Je n’ai jamais vraiment été un chanteur de choeur même s’il m’est arrivé de rejoindre l’un ou l’autre choeur. C’est peut être un peu embrassant à dire mais, en gros, j’ai appris le métier en chantant de la pop. J’avais une voix très aigüe, comme Freddie Mercury à sa grande époque. Je jouais de la guitare, je chantais beaucoup et quand je me suis inscrit à l’université j’ai été vraiment très surpris que mes profs me disent que je chantais très bien. Je ne m’en rendais absolument pas compte. Dans mon cas, je ne me suis jamais dit « je suis un chanteur », ce sont les autres qui me l’ont dit. Et plus tard ce sont les mêmes qui m’ont dit « tu es un chanteur mozartien ». Et comme beaucoup me l’ont répété, je l’ai pris pour argent comptant et j’ai travaillé ce style particulier. D’ailleurs, le meilleur moyen de chanter longtemps est de chanter du Mozart. Je me souviens quand j’avais 26 ans, j’ai travaillé avec Leontyne Price qui me disait « avant chaque Aida, je chante Fiordiligi dans mon appartement » et elle ajoutait que si elle arrivait à chanter du Mozart, Verdi suivrait sans difficulté. Une des choses les plus agréables quand on chante du Mozart c’est que son écriture correspond scrupuleusement à la machinerie vocale humaine. Donc j’ai beau chanter du Hindemith et du Wagner, je dois systématiquement en revenir à Mozart ou à Händel. Il faut revenir à ses racines, c’est comme ça qu’on chante pendant 30 ans.

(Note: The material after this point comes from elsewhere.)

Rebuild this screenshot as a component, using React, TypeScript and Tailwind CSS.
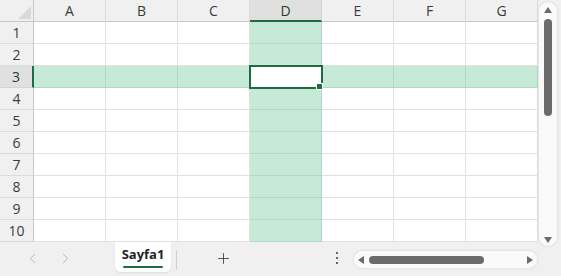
import React from "react";
import { ChevronLeft, ChevronRight, Plus } from "lucide-react";

const columns = ["A", "B", "C", "D", "E", "F", "G"];
const rows = [1, 2, 3, 4, 5, 6, 7, 8, 9, 10];
const activeCol = "D";
const activeRow = 3;

const Triangle: React.FC<{ dir: "up" | "down" | "left" | "right" }> = ({ dir }) => {
  const points = {
    up: "0,6 4,0 8,6",
    down: "0,0 8,0 4,6",
    left: "6,0 6,8 0,4",
    right: "0,0 0,8 6,4",
  }[dir];
  const size = dir === "up" || dir === "down" ? { w: 8, h: 6 } : { w: 6, h: 8 };
  return (
    <svg width={size.w} height={size.h} viewBox={`0 0 ${size.w} ${size.h}`}>
      <polygon points={points} fill="#6b6b6b" />
    </svg>
  );
};

const App: React.FC = () => {
  return (
    <div className="w-[561px] h-[276px] bg-[#f0f0f0] flex flex-col overflow-hidden font-['Open_Sans','Noto_Sans',sans-serif] text-[#3b3b3b]">
      <div className="flex h-[242px]">
        {/* Sheet grid */}
        <div className="w-[538px] bg-white grid grid-cols-[34px_repeat(7,72px)] grid-rows-[22px_repeat(10,22px)] text-[14px]">
          {/* Corner */}
          <div className="relative bg-[#f0f0f0] border-r border-b border-[#c8c8c8]">
            <svg className="absolute right-[2px] bottom-[2px]" width="13" height="13" viewBox="0 0 13 13">
              <polygon points="13,0 13,13 0,13" fill="#d9d9d9" />
            </svg>
          </div>
          {columns.map((c) =>
            c === activeCol ? (
              <div
                key={c}
                className="flex items-center justify-center bg-[#e0e0e0] border-r border-[#d4d4d4] border-b-2 border-b-[#1e6c41] text-[#1f3d2e]"
              >
                {c}
              </div>
            ) : (
              <div
                key={c}
                className="flex items-center justify-center bg-[#f0f0f0] border-r border-b border-r-[#dcdcdc] border-b-[#c8c8c8]"
              >
                {c}
              </div>
            )
          )}

          {rows.map((r) => (
            <React.Fragment key={r}>
              {r === activeRow ? (
                <div className="flex items-center justify-center bg-[#e0e0e0] border-b border-b-[#d4d4d4] border-r-2 border-r-[#1e6c41] text-[#1f3d2e]">
                  {r}
                </div>
              ) : (
                <div className="flex items-center justify-center bg-[#f0f0f0] border-r border-b border-r-[#c8c8c8] border-b-[#dcdcdc]">
                  {r}
                </div>
              )}
              {columns.map((c) => {
                if (c === activeCol && r === activeRow) {
                  return (
                    <div key={c} className="relative bg-white border-r border-b border-[#e1e1e1]">
                      <div className="absolute -left-px -top-px w-[74px] h-[24px] border-2 border-[#1e6c41] z-10">
                        <div className="absolute right-[-2px] bottom-[-3px] w-[7px] h-[7px] bg-[#1e6c41] border border-white" />
                      </div>
                    </div>
                  );
                }
                const lit = c === activeCol || r === activeRow;
                return (
                  <div
                    key={c}
                    className={
                      lit
                        ? "bg-[#c6ead7] border-r border-b border-[#b0d8c2]"
                        : "bg-white border-r border-b border-[#e1e1e1]"
                    }
                  />
                );
              })}
            </React.Fragment>
          ))}
        </div>

        {/* Vertical scrollbar */}
        <div className="flex-1 pl-px pr-1 pt-0.5">
          <div className="h-[244px] w-[18px] bg-[#fafafa] rounded-[9px] shadow-[0_0_3px_rgba(0,0,0,0.12)] flex flex-col items-center pt-[5px] pb-[3px]">
            <Triangle dir="up" />
            <div className="mt-[6px] w-[8px] h-[97px] rounded-full bg-[#6b6b6b]" />
            <div className="flex-1" />
            <Triangle dir="down" />
          </div>
        </div>
      </div>

      {/* Bottom bar */}
      <div className="flex items-start h-[34px] text-[#a8a8a8]">
        <div className="flex items-center h-[32px] pl-[24px] gap-[16px]">
          <ChevronLeft size={17} strokeWidth={1.1} />
          <ChevronRight size={17} strokeWidth={1.1} />
        </div>
        <div className="ml-[41px] w-[56px] h-[30px] bg-white rounded-b-md shadow-[0_1px_2px_rgba(0,0,0,0.08)] flex flex-col items-center pt-[3px]">
          <span className="text-[13px] font-bold text-[#242424] leading-[18px]">Sayfa1</span>
          <div className="mt-[3px] w-[40px] h-[2px] bg-[#1e6c41] rounded-full" />
        </div>
        <div className="ml-[5px] mt-[8px] w-px h-[20px] bg-[#d0d0d0]" />
        <div className="ml-[38px] h-[32px] flex items-center text-[#2b2b2b]">
          <Plus size={17} strokeWidth={1.1} />
        </div>
        <div className="ml-[104px] h-[32px] flex flex-col items-center justify-center gap-[3px]">
          <div className="w-[2px] h-[2px] bg-[#3b3b3b] rounded-full" />
          <div className="w-[2px] h-[2px] bg-[#3b3b3b] rounded-full" />
          <div className="w-[2px] h-[2px] bg-[#3b3b3b] rounded-full" />
        </div>
        <div className="ml-[16px] mt-[9px] w-[183px] h-[17px] bg-[#fafafa] rounded-full shadow-[0_0_3px_rgba(0,0,0,0.12)] flex items-center px-[4px]">
          <Triangle dir="left" />
          <div className="ml-[5px] w-[115px] h-[8px] rounded-full bg-[#6b6b6b]" />
          <div className="flex-1" />
          <Triangle dir="right" />
        </div>
      </div>
    </div>
  );
};

export default App;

Que ferez-vous dans dix ans ?

Je crois que dans dix ans je serai retraité. Pas par nécessité mais parce que j’en ai envie. Ma femme et moi venons d’avoir un petit bébé et l’idée d’être là quand elle ira à l’école me rend heureux. J’ai énormément voyagé à cause de ma carrière et l’idée de passer du temps à la maison auprès des miens me semble une aspiration très saine. Donc, dans dix ans, je ne serai sans doute pas à Bruxelles (rires). C’est extrêmement douloureux et cela devient de plus en plus difficile d’être loin des siens au fur et à mesure que les années passent et particulièrement avec un bébé à la maison ; je n’ai plus envie de partir. Cela joue un rôle déterminant dans ma décision d’arrêter.